PROBLEM DETAILS
Take every line where the string "this" appears and copy it.

DATA SECTION
======
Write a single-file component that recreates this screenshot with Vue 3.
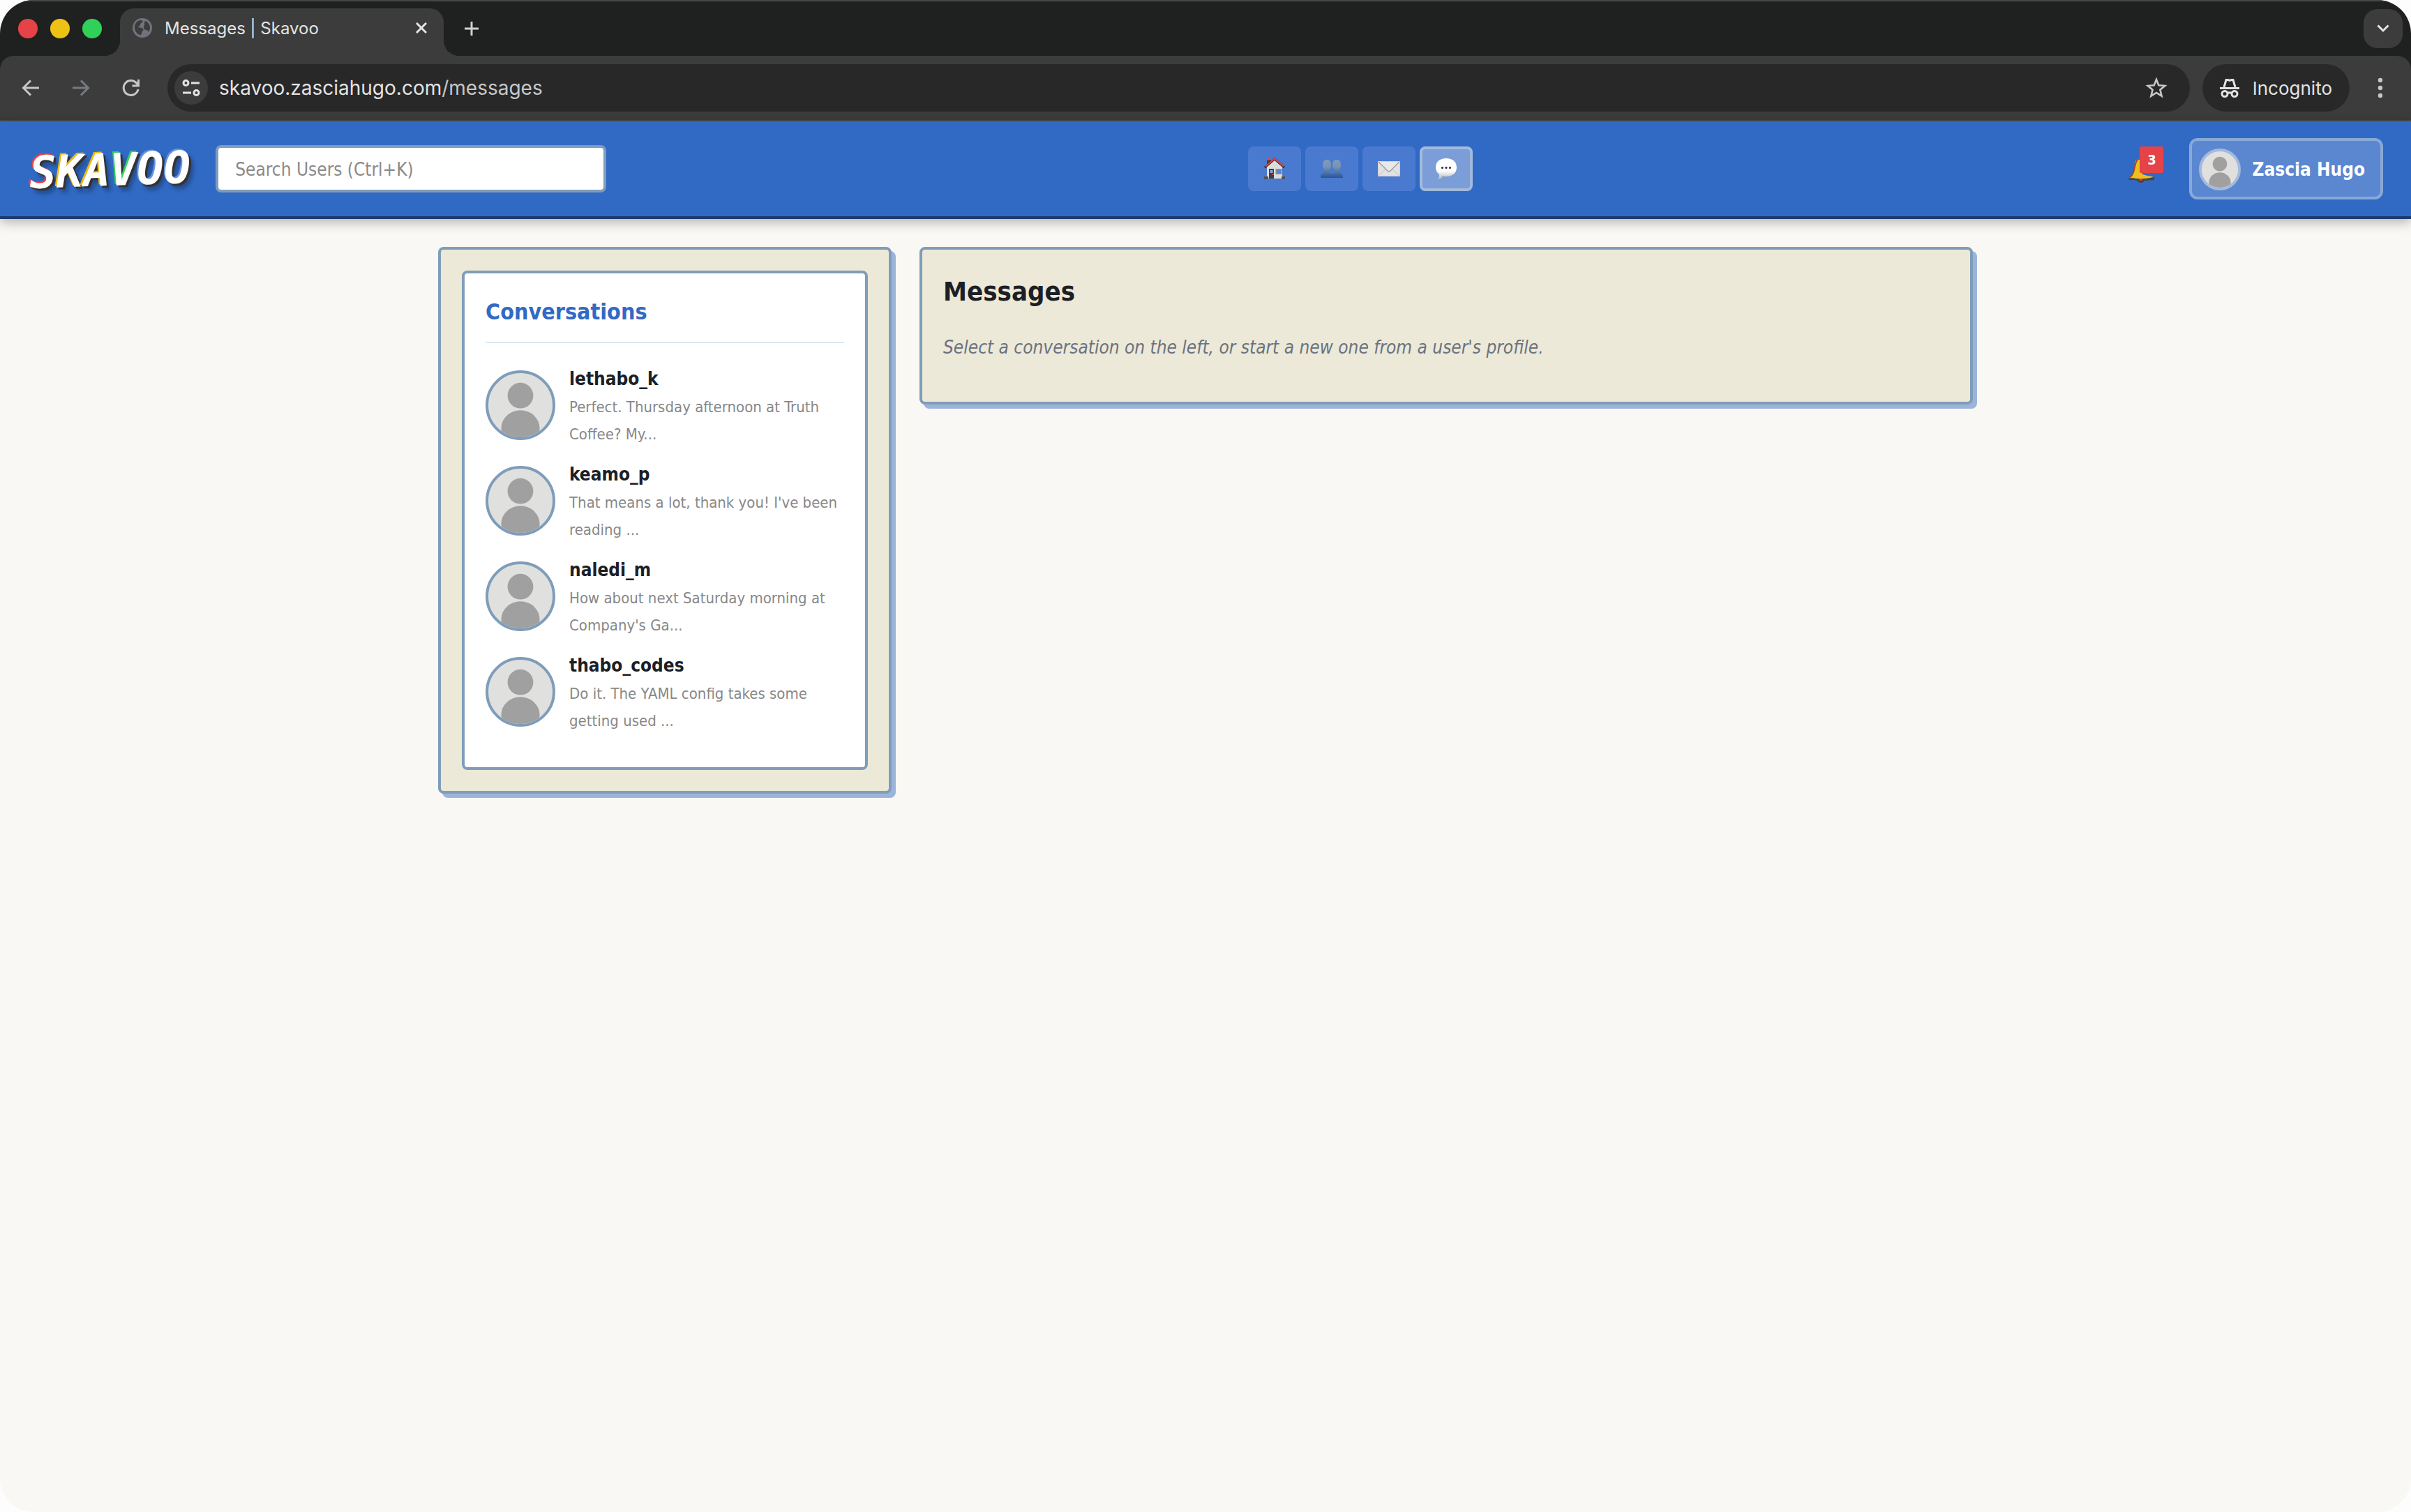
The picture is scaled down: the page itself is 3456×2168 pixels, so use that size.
<template>
  <div class="browser">
    <div class="tab-strip">
      <div class="lights">
        <span class="light red"></span>
        <span class="light yellow"></span>
        <span class="light green"></span>
      </div>
      <div class="tab">
        <svg class="globe" viewBox="0 0 28 28">
          <circle cx="14" cy="14" r="14" fill="#6f737a" />
          <path d="M3 13c0-5 3-9 8-10 3 0 4 1 3 3-1 1-3 1-3 3s-1 2-3 3c0 2 3 1 5 2 3 1 3 3 2 4-2 1-2 2-2 4 0 1-1 2-2 2-5-1-8-6-8-11zM18 4c5 2 7 6 7 10 0 2-1 4-2 6-1-1-1-3-3-3-3 0-4-2-4-4s2-3 1-5c0-2 0-2 1-4z" fill="#3c3c3c" />
        </svg>
        <span class="tab-title">Messages | Skavoo</span>
        <button class="bare" aria-label="Close tab">
          <svg width="16" height="16" viewBox="0 0 16 16"><path d="M1 1l14 14M15 1L1 15" stroke="#e3e3e3" stroke-width="3" /></svg>
        </button>
      </div>
      <button class="bare new-tab" aria-label="New tab">
        <svg width="20" height="20" viewBox="0 0 20 20"><path d="M10 0v20M0 10h20" stroke="#d0d0d0" stroke-width="3" /></svg>
      </button>
      <button class="tab-search" aria-label="Search tabs">
        <svg width="18" height="12" viewBox="0 0 18 12"><path d="M1.5 1.5L9 9l7.5-7.5" fill="none" stroke="#e3e3e3" stroke-width="3" /></svg>
      </button>
    </div>

    <div class="toolbar">
      <div class="nav-buttons">
        <button class="bare" aria-label="Back">
          <svg width="26" height="24" viewBox="0 0 26 24"><path d="M25 12H3M13 1.5L2.5 12 13 22.5" fill="none" stroke="#c7c7c7" stroke-width="3" /></svg>
        </button>
        <button class="bare" aria-label="Forward">
          <svg width="26" height="24" viewBox="0 0 26 24"><path d="M1 12h22M13 1.5L23.5 12 13 22.5" fill="none" stroke="#777b80" stroke-width="3" /></svg>
        </button>
        <button class="bare" aria-label="Reload">
          <svg width="26" height="24" viewBox="0 0 26 24"><path d="M23 14A10.5 10.5 0 1 1 21 5.5L23.5 8.5M23.5 0v9h-9" fill="none" stroke="#c7c7c7" stroke-width="3" /></svg>
        </button>
      </div>
      <div class="address">
        <span class="site-info">
          <svg width="26" height="24" viewBox="0 0 26 24" fill="none" stroke="#e3e3e3" stroke-width="3">
            <circle cx="5.5" cy="5" r="3.5" />
            <path d="M13 5h12M1 19h12" />
            <circle cx="20.5" cy="19" r="3.5" />
          </svg>
        </span>
        <span class="url">skavoo.zasciahugo.com<span class="path">/messages</span></span>
        <button class="bare" aria-label="Bookmark this tab">
          <svg width="32" height="32" viewBox="0 0 32 32"><path d="M16 4l3.300 8.300 9 .7-6.900 5.800 2.200 8.900L16 23l-7.600 4.700 2.200-8.900L3.700 13l9-.7z" fill="none" stroke="#c7c7c7" stroke-width="2.600" /></svg>
        </button>
      </div>
      <div class="incognito">
        <svg width="28" height="28" viewBox="0 0 28 28" fill="none" stroke="#e3e3e3" stroke-width="3">
          <path d="M6 13L9 2.500h2.500l2.500 1 2.500-1H19L22 13M0 14.500h28" />
          <circle cx="7" cy="22.500" r="4" />
          <circle cx="21" cy="22.500" r="4" />
          <path d="M11 21.500c2-1 4-1 6 0" />
        </svg>
        <span>Incognito</span>
      </div>
      <button class="bare" aria-label="Menu">
        <svg width="8" height="30" viewBox="0 0 8 30" fill="#c7c7c7"><circle cx="4" cy="4" r="3.2" /><circle cx="4" cy="15" r="3.2" /><circle cx="4" cy="26" r="3.2" /></svg>
      </button>
    </div>

    <header class="site-header">
      <div class="header-left">
        <a href="#" class="logo" aria-label="Skavoo">
          <span v-for="(l, i) in logo" :key="i" :class="l.tone">{{ l.char }}</span>
        </a>
        <input class="search" type="text" placeholder="Search Users (Ctrl+K)" aria-label="Search users" />
      </div>

      <nav class="main-nav">
        <a href="#" class="nav-item" aria-label="Home">
          <svg width="32" height="32" viewBox="0 0 32 32">
            <path d="M5 12V3h6v5z" fill="#3a3a3a" /><path d="M5 1h5v3H5z" fill="#e54348" />
            <path d="M5 13L16 3l11 10v17H5z" fill="#dcdcdc" />
            <path d="M2 14L16 2l14 12" fill="none" stroke="#2c2c2c" stroke-width="3" />
            <path d="M3 12.500L16 1.500l13 11" fill="none" stroke="#e54348" stroke-width="2" />
            <path d="M8 16h7v14H8z" fill="#3f3f3f" /><path d="M9.500 18h4v4h-4z" fill="#7fa6d8" />
            <path d="M12 24h3v1h-3z" fill="#e54348" />
            <path d="M17.500 16h9v8h-9z" fill="#8d8d8d" /><path d="M19 17.500h6v5h-6z" fill="#5b87cf" />
            <path d="M1 27h6v4H1zM26 27h5v4h-5z" fill="#55544e" />
          </svg>
        </a>
        <a href="#" class="nav-item" aria-label="Friends">
          <svg width="32" height="28" viewBox="0 0 32 28">
            <defs><linearGradient id="bust" x1="0" y1="0" x2="0" y2="1"><stop offset="0" stop-color="#7d9cbc" /><stop offset=".4" stop-color="#7893b4" /><stop offset="1" stop-color="#28559c" /></linearGradient></defs>
            <path d="M9 1c4 0 6 3 6 7s-1 6-3 8v3c2 1 3 1 4 2 1-1 3-1 4-2v-3c-2-2-3-4-3-8s2-7 6-7 6 3 6 7-1 6-3 8v3c4 1 6 3 6 8H0c0-5 2-7 6-8v-3c-2-2-3-4-3-8s2-7 6-7z" fill="url(#bust)" />
          </svg>
        </a>
        <a href="#" class="nav-item" aria-label="Mail">
          <svg width="32" height="22" viewBox="0 0 32 22">
            <path d="M0 0h32v22H0z" fill="#e2e2e2" />
            <path d="M1 21l11-10M31 21L20 11" stroke="#c2c2c2" stroke-width="1" />
            <path d="M1 1l13 13q2 2 4 0L31 1" fill="#e9e9e9" stroke="#9c9c9c" stroke-width="1.400" />
            <path d="M.5.5h31v21H.5z" fill="none" stroke="#cfcfcf" />
          </svg>
        </a>
        <a href="#" class="nav-item active" aria-label="Messages">
          <svg width="32" height="32" viewBox="0 0 32 32">
            <defs><linearGradient id="bubble" x1="0" y1="0" x2="0" y2="1"><stop offset=".6" stop-color="#fff" /><stop offset="1" stop-color="#b4b6ba" /></linearGradient></defs>
            <path d="M16 1c9 0 15 5 15 13s-6 13-15 13c-2 0-4 0-5-1-1 3-3 5-7 5 2-2 2-4 2-7-3-2-5-6-5-10C1 6 7 1 16 1z" fill="url(#bubble)" />
            <circle cx="10.5" cy="14.5" r="1.500" fill="#222" /><circle cx="16" cy="14.500" r="1.500" fill="#222" /><circle cx="21.500" cy="14.500" r="1.500" fill="#222" />
          </svg>
        </a>
      </nav>

      <div class="header-right">
        <button class="bell" aria-label="Notifications">
          <svg width="40" height="36" viewBox="0 0 40 36">
            <path d="M13 1h7v20q5 3 15 4l3 3H3c7-6 6-12 7-20 0-4 1-6 3-7z" fill="#edc01c" />
            <path d="M14 1C8 8 12 20 2 27" fill="none" stroke="#a04630" stroke-width="2" />
            <path d="M1 28l6-1 11 2 19-3q2 1 1 4l-14 1-18-1q-5 1-5-2z" fill="#4a443c" />
            <path d="M6 26l12 1 15-1" fill="none" stroke="#edc01c" stroke-width="2" />
            <path d="M13 29h11q-1 5-5 5t-6-5z" fill="#5a3a30" />
            <path d="M15 28h7l-2 3h-3z" fill="#d0483c" />
          </svg>
          <span class="badge">3</span>
        </button>
        <button class="profile">
          <svg class="avatar small" viewBox="0 0 100 100"><circle cx="50" cy="35" r="20" /><ellipse cx="50" cy="86" rx="30" ry="28" /></svg>
          <span>Zascia Hugo</span>
        </button>
      </div>
    </header>

    <main class="layout">
      <aside class="card">
        <section class="panel">
          <h2>Conversations</h2>
          <ul class="conversations">
            <li v-for="c in conversations" :key="c.name">
              <a href="#" class="conversation">
                <svg class="avatar" viewBox="0 0 100 100"><circle cx="50" cy="35" r="20" /><ellipse cx="50" cy="86" rx="30" ry="28" /></svg>
                <span class="conversation-text">
                  <strong class="name">{{ c.name }}</strong>
                  <span class="preview">{{ c.preview }}</span>
                </span>
              </a>
            </li>
          </ul>
        </section>
      </aside>
      <section class="card">
        <h1>Messages</h1>
        <p class="hint">Select a conversation on the left, or start a new one from a user's profile.</p>
      </section>
    </main>
  </div>
</template>

<script setup>
import { ref } from 'vue'

const logo = [
  { char: 'S', tone: 'tone-red' },
  { char: 'K', tone: 'tone-yellow' },
  { char: 'A', tone: 'tone-yellow' },
  { char: 'V', tone: 'tone-green' },
  { char: 'O', tone: 'tone-blue' },
  { char: 'O', tone: 'tone-blue' },
]

const conversations = ref([
  { name: 'lethabo_k', preview: 'Perfect. Thursday afternoon at Truth Coffee? My...' },
  { name: 'keamo_p', preview: "That means a lot, thank you! I've been reading ..." },
  { name: 'naledi_m', preview: "How about next Saturday morning at Company's Ga..." },
  { name: 'thabo_codes', preview: 'Do it. The YAML config takes some getting used ...' },
])
</script>

<style>
body { background: #fdfdfd; }
</style>

<style scoped>
* { box-sizing: border-box; }
button, input { font: inherit; margin: 0; }
svg { display: block; flex: none; }
a { color: inherit; text-decoration: none; }

.browser {
  min-height: 100vh;
  background: #f9f8f4;
  border-radius: 48px;
  overflow: hidden;
  font-family: "DejaVu Sans Condensed", "DejaVu Sans", sans-serif;
  font-size: 26px;
  color: #1c1f26;
}
.bare { background: none; border: none; padding: 0; cursor: pointer; }

/* browser chrome */
.tab-strip { display: flex; align-items: flex-end; height: 80px; padding: 0 12px 0 26px; background: #1f2120; border-top: 2px solid #454746; font-family: Inter, sans-serif; }
.lights { display: flex; gap: 18px; align-self: center; margin-right: 26px; }
.light { width: 28px; height: 28px; border-radius: 50%; }
.red { background: #e54348; }
.yellow { background: #edc214; }
.green { background: #30d158; }
.tab { position: relative; display: flex; align-items: center; width: 464px; height: 68px; padding: 0 24px 12px 18px; background: #3c3c3c; border-radius: 20px 20px 0 0; }
.tab::before, .tab::after { content: ""; position: absolute; bottom: 0; width: 22px; height: 22px; }
.tab::before { right: 100%; background: radial-gradient(circle at 0 0, transparent 22px, #3c3c3c 22px); }
.tab::after { left: 100%; background: radial-gradient(circle at 100% 0, transparent 22px, #3c3c3c 22px); }
.globe { width: 28px; height: 28px; }
.tab-title { flex: 1; margin-left: 18px; font-size: 24px; color: #e3e3e3; }
.new-tab { align-self: center; margin-left: 30px; }
.tab-search { display: flex; align-items: center; justify-content: center; align-self: center; width: 56px; height: 56px; margin-left: auto; border: none; border-radius: 20px; background: #3c3c3c; }
.toolbar { display: flex; align-items: center; height: 94px; padding: 0 40px 0 31px; background: #3c3c3c; border-bottom: 2px solid #4a4a4a; box-shadow: 0 -20px 0 #1f2120; border-radius: 20px 20px 0 0; font-family: Inter, sans-serif; }
.nav-buttons { display: flex; gap: 46px; margin-right: 39px; }
.address { display: flex; align-items: center; flex: 1; height: 68px; padding: 0 32px 0 10px; background: #282828; border-radius: 34px; }
.site-info { display: flex; align-items: center; justify-content: center; width: 48px; height: 48px; border-radius: 50%; background: #3c3c3c; }
.url { flex: 1; margin-left: 16px; font-size: 28px; color: #e3e3e3; }
.path { color: #c7c7c7; }
.incognito { display: flex; align-items: center; gap: 19px; height: 68px; margin: 0 40px 0 18px; padding: 0 25px; background: #282828; border-radius: 34px; font-size: 26px; color: #e3e3e3; }

/* site header */
.site-header { position: relative; display: flex; align-items: center; justify-content: space-between; height: 140px; padding: 0 40px; background: #316ac5; border-bottom: 4px solid #1c3a70; box-shadow: 0 4px 16px rgba(0, 0, 0, 0.3); }
.header-left { display: flex; align-items: center; gap: 36px; }
.logo { padding: 4px 0 0 2px; font-family: "DejaVu Sans Mono", monospace; font-weight: bold; font-style: italic; font-size: 64px; line-height: 72px; color: #fff; transform: rotate(-2deg); }
.tone-red { text-shadow: -2px -2px 0 #e54348, 3px 3px 0 #333, 6px 8px 6px rgba(0, 0, 0, 0.3); }
.tone-yellow { text-shadow: -2px -2px 0 #f0b90f, 3px 3px 0 #333, 6px 8px 6px rgba(0, 0, 0, 0.3); }
.tone-green { text-shadow: -2px -2px 0 #30d158, 3px 3px 0 #333, 6px 8px 6px rgba(0, 0, 0, 0.3); }
.tone-blue { text-shadow: -2px -2px 0 #6a95e0, 3px 3px 0 #333, 6px 8px 6px rgba(0, 0, 0, 0.3); }
.search { width: 560px; height: 68px; padding: 2px 24px 0; border: 4px solid #7f9db9; border-radius: 8px; background: #fff; }
.search::placeholder { color: #8a8a8a; opacity: 1; }
.main-nav { display: flex; gap: 6px; }
.nav-item { display: flex; align-items: center; justify-content: center; width: 76px; height: 64px; border-radius: 8px; background: #4a7acf; }
.nav-item.active { background: #7b9ed8; border: 4px solid #a3badd; }
.header-right { display: flex; align-items: center; gap: 18px; }
.bell { position: relative; padding: 18px 30px 10px 20px; border: none; background: none; }
.badge { position: absolute; top: 0; left: 37px; width: 34px; height: 38px; border-radius: 2px; background: #e54348; color: #fff; font-size: 20px; font-weight: bold; line-height: 38px; text-align: center; }
.profile { display: flex; align-items: center; gap: 16px; height: 88px; padding: 2px 22px 0 10px; border: 4px solid #89a9d8; border-radius: 12px; background: #5b87d0; color: #fff; font-weight: bold; }
.avatar { width: 100px; height: 100px; border: 4px solid #7f9db9; border-radius: 50%; background: #e0e0de; fill: #a0a0a0; }
.avatar.small { width: 60px; height: 60px; border-color: #a3badd; }

/* content */
.layout { display: grid; grid-template-columns: 650px 1fr; align-items: start; gap: 40px; max-width: 2200px; margin: 40px auto; }
.card { min-width: 0; padding: 30px; border: 4px solid #7f9db9; border-radius: 8px; background: #ece9d8; box-shadow: 6px 6px 0 #9cb4da; }
.panel { padding: 30px 30px 47px; border: 4px solid #7f9db9; border-radius: 8px; background: #fff; }
h1 { margin: 0 0 28px; font-size: 38px; line-height: 60px; }
h2 { margin: 0 0 27px; padding-bottom: 18px; border-bottom: 2px solid #dce7f3; font-size: 32px; line-height: 50px; color: #316ac5; }
.conversations { display: flex; flex-direction: column; gap: 14px; margin: 0; padding: 0; list-style: none; }
.conversation { display: flex; align-items: center; gap: 20px; }
.conversation-text { min-width: 0; }
.name { display: block; padding-top: 4px; font-size: 26px; line-height: 41px; }
.preview { display: block; font-size: 22px; line-height: 39px; color: #888; }
.hint { margin: 0 0 26px; font-size: 26px; line-height: 44px; font-style: italic; color: #6b7280; }
</style>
======
SOLVED EXERCISE
Write a single-file component that recreates this screenshot with Vue 3.
        <button class="bare" aria-label="Bookmark this tab">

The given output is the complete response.